Free Cake For Every Creature: The Icing on Top of POP Montreal
Frontwoman Katie Bennett Talks Ugly Muffins and Figuring Your Shit Out
What does it mean to have your shit together? Is it showing up on time? Making your bed every morning? Actually sitting down to eat dinner? Is it inviting people over and not being ashamed of your apartment?
Who really has their shit together? Is it important—as a concept—to have one’s shit together, or is just a fallacy that we’ve made up in order to shame ourselves into thinking that we could be doing “better?”
In any case, this is the kind of the thing that American band Free Cake for Every Creature address with their lo-fi, indie-pop tunes.
They were in our fine, somewhat dirty—but somehow always lovely—city for POP Montreal’s 15th edition.
It’s a crisp fall day in Jean Talon when I go to meet Katie Bennett. The sun’s rays warm my face as I stroll up to the light brown station wagon parked on St. Laurent St. Bennett is sitting in the front seat, packets of Advil strewn around her feet.
She smiles as she opens the car door. “I’m kind of sick,” she tells me. We agree on walking through Jarry Park to find a nice place to chat.
Bennett is the singer, guitar player, and songwriter in the charming foursome that is Free Cake for Every Creature. “I’m also the manager and tour booker,” she trailed on. “I do it all.”
The band is currently on tour with Diet Cig, a duo from New Paltz, New York. The two bands played at Le Ritz last Saturday, along with Nancy Pants and Silver Dapple.
Free Cake is reminiscent of those days when you feel kinda bummy, but are overall still pretty happy—you know? If you like the Juno soundtrack or artists such as Frankie Cosmos, you’d probably be into this band. They have a D.I.Y. vibe, and Bennett’s pitchy voice paired with hilariously relatable lyrics and summery chillin-in-the-van beats just makes for one of the cutest bands you’ll ever find.
Free Cake for Every Creature is a pretty unique band name—it paints a picture, for sure. But Bennett doesn’t remember where it came from. “I’m sure veganism has something to do with it,” she said. But more broadly, she said, it has to do with being inclusive. “Creatures” implies all beings—animals and humans alike.
“So would you give free cake to all the creatures?” I asked.
She laughs. “Well, not if the person has diabetes or something. I wouldn’t give a dog chocolate.”
“I wouldn’t give a dog chocolate“— Katie Bennett, Free Cake For Every Creature
Like many of us, Bennett is a student. We’ve all come to know that balancing our education with what we actually want to be doing can be challenging, to say the least.

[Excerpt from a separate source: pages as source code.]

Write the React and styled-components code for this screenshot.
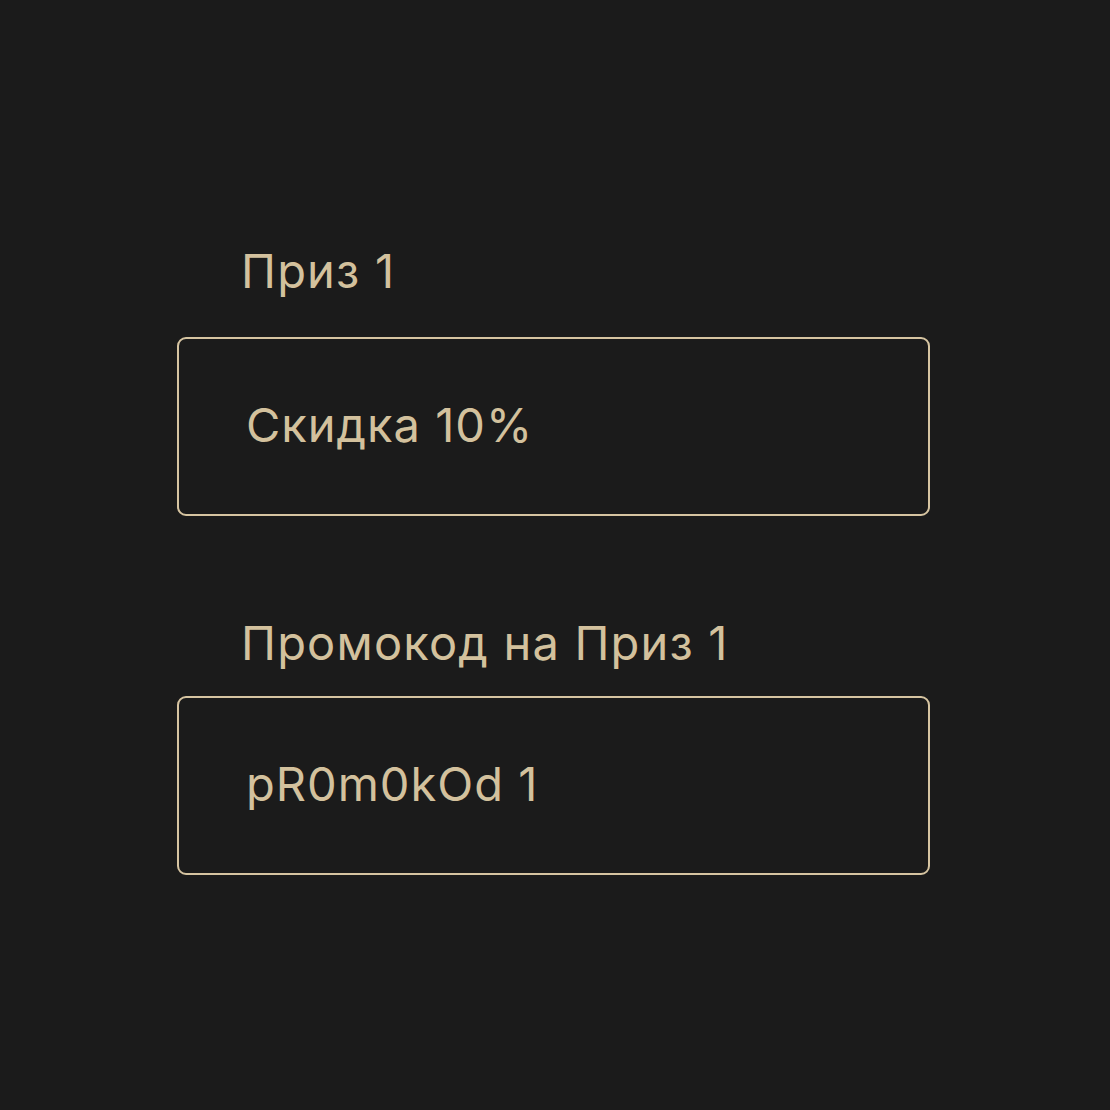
import React from 'react';
import styled, { createGlobalStyle } from "styled-components";

const GlobalStyle = createGlobalStyle`
  html, body {
    margin: 0;
    padding: 0;
    background: #1b1b1b;
  }
  body {
    font-family: Inter, "Noto Sans", sans-serif;
  }
`;

const Page = styled.div`
  width: 1110px;
  height: 1110px;
  background: #1b1b1b;
  box-sizing: border-box;
  padding: 239px 0 0 177px;
`;

const Form = styled.div`
  width: 753px;
  display: flex;
  flex-direction: column;
  gap: 95px;
`;

const Field = styled.div`
  display: flex;
  flex-direction: column;
`;

const Label = styled.div`
  color: #d3c19d;
  font-size: 47px;
  line-height: 64px;
  letter-spacing: 1.2px;
  padding-left: 64px;
  margin-bottom: ${p => p.$gap}px;
`;

const Box = styled.div`
  height: 179px;
  box-sizing: border-box;
  border: 2px solid #d6c4a1;
  border-radius: 9px;
  display: flex;
  align-items: center;
  padding: 0 0 4px 67px;
  color: #d3c19d;
  font-size: 47px;
  letter-spacing: 1px;
`;

const fields = [
  { label: "Приз 1", value: "Скидка 10%", gap: 34 },
  { label: "Промокод на Приз 1", value: "pR0m0kOd 1", gap: 21 },
];

function App() {
  return (
    <>
      <GlobalStyle />
      <Page>
        <Form>
          {fields.map((f, i) => (
            <Field key={i}>
              <Label $gap={f.gap}>{f.label}</Label>
              <Box>{f.value}</Box>
            </Field>
          ))}
        </Form>
      </Page>
    </>
  );
}

export default App;
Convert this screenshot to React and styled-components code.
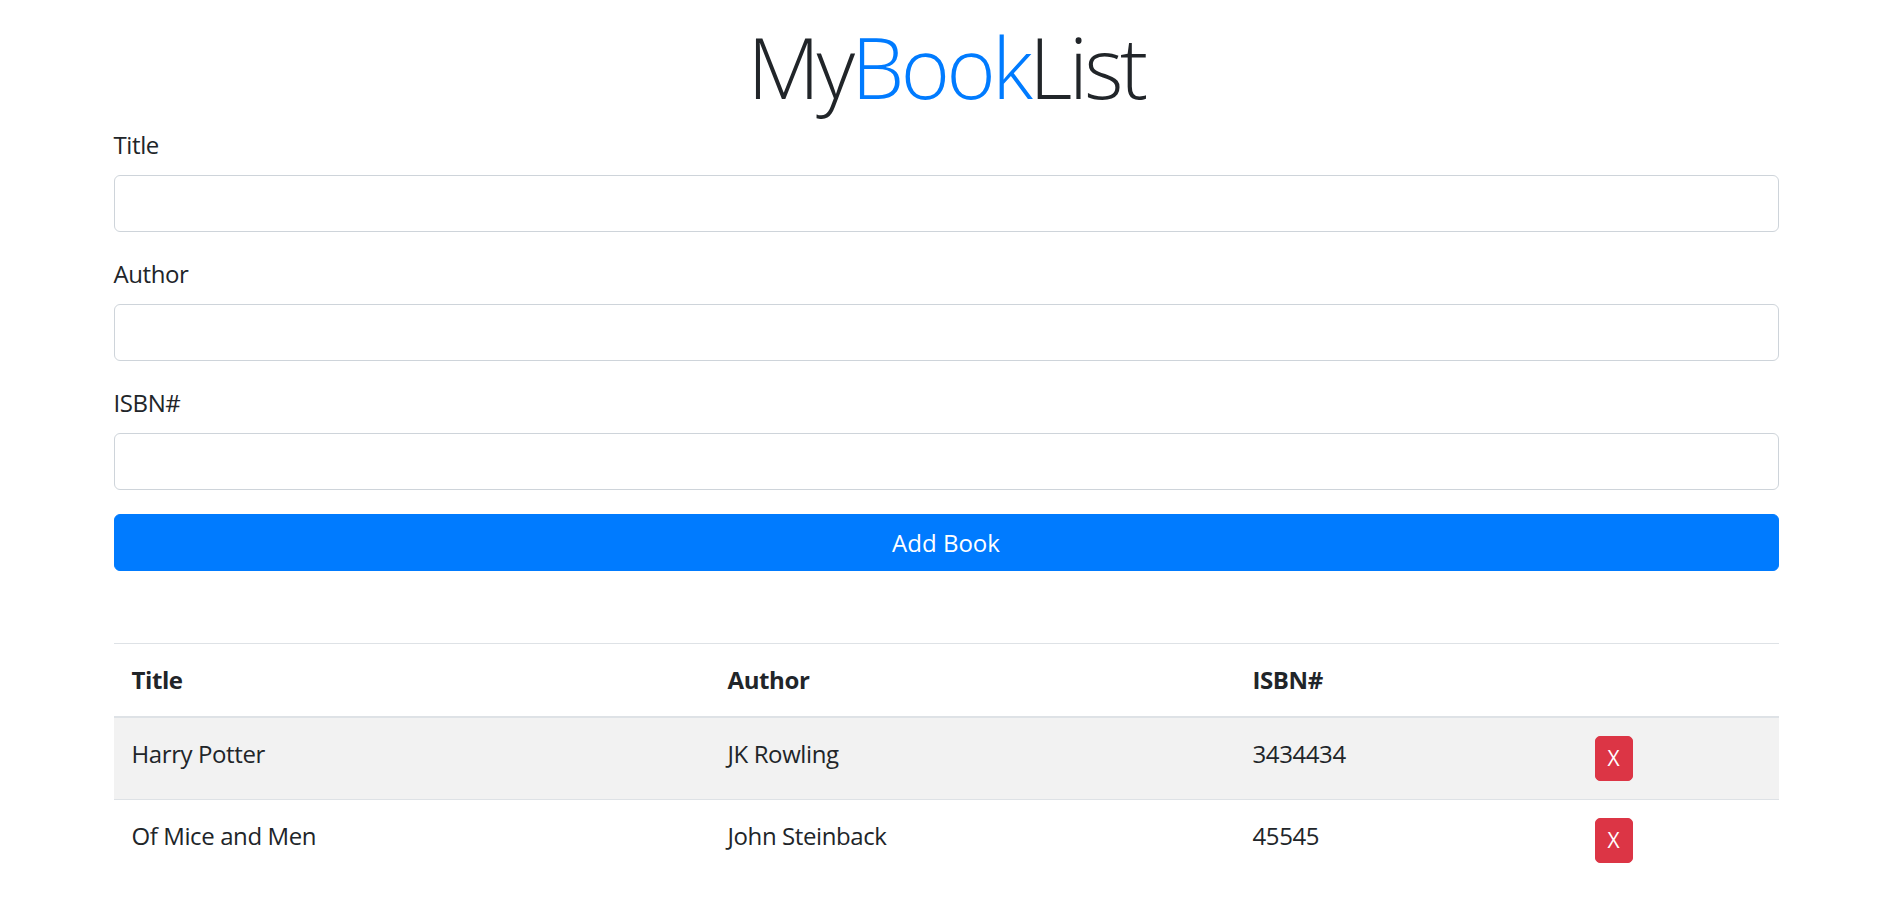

“I’m in grad school for creative writing, which is definitely cool,” the musician said. “Last year, I was definitely trying to prioritize school—it would still be nice to be a professor one day—but recently I am focused on music over school, so I’m missing some classes to be on this tour. And that feels better [for me] right now.”
She absentmindedly twirled a piece of grass between her fingers before stopping to think for a moment. Bennett admits that her college days were all over the place, and for a couple years, life was a bit hectic.
She recalled being 20 and selling her flute to buy a guitar. “Even though my parents bought me that flute, I was like ‘fuck it.’ I’ve always really wanted to play music, but [until then] it was never something I thought I could seriously do.”
“School and writing at least […] it’s more professional. You can totally be a writer,” she laughed. “That’s like, a legit job.”
Bennett also explained that a lack of female musicians in her life added to her doubts. “I just didn’t know any women who played music. And everyone that I did know was a really advanced dude. I felt really alone for a lot of it—but then I found comfort on the Internet.”
Off of their latest record, Talking Quietly of Anything With You, there are a few lyrics that really speak to me. But one song, “All you’ve gotta be when you’re 23 is yourself” asks what it really means to have your shit together.
“I mean, it’s definitely not important to worry about [getting it together] as much as we do,” Bennett started. “Where I grew up, you needed to have a career, things had to be stable, it was a little—quite—uptight.” Bennett went to boarding school in Upstate New York.
“But it’s definitely important to support yourself and take care of yourself financially,” Bennet said. “But you can do that. People do that and live and survive everyday.”
Despite feeling under the weather, Free Cake’s show at Le Ritz went smoothly. They played some new tracks, some old tracks, and overall their set was playful and welcoming—drawing the crowd of young and hips closer to the stage.
Free Cake’s most recent record is totally rad—an embodiment of millennial feelings towards love, life, work and dreams. Bennett sings about baking lopsided muffins and being too embarrassed to give them to her friends. So consequently, she eats muffins for dinner.
On her weird, quirky song subjects, Bennett explained that she didn’t really have much intention, but was just exploring her realm of playful songwriting. Now she’s looking to dig deeper—perhaps on the next record.
“How do I sing about the things I think about everyday? Like my body, and how do I sing about anger? I’m trying to push myself a little more recently, and explore things with more intention—but in a way that doesn’t negate my weird instincts.”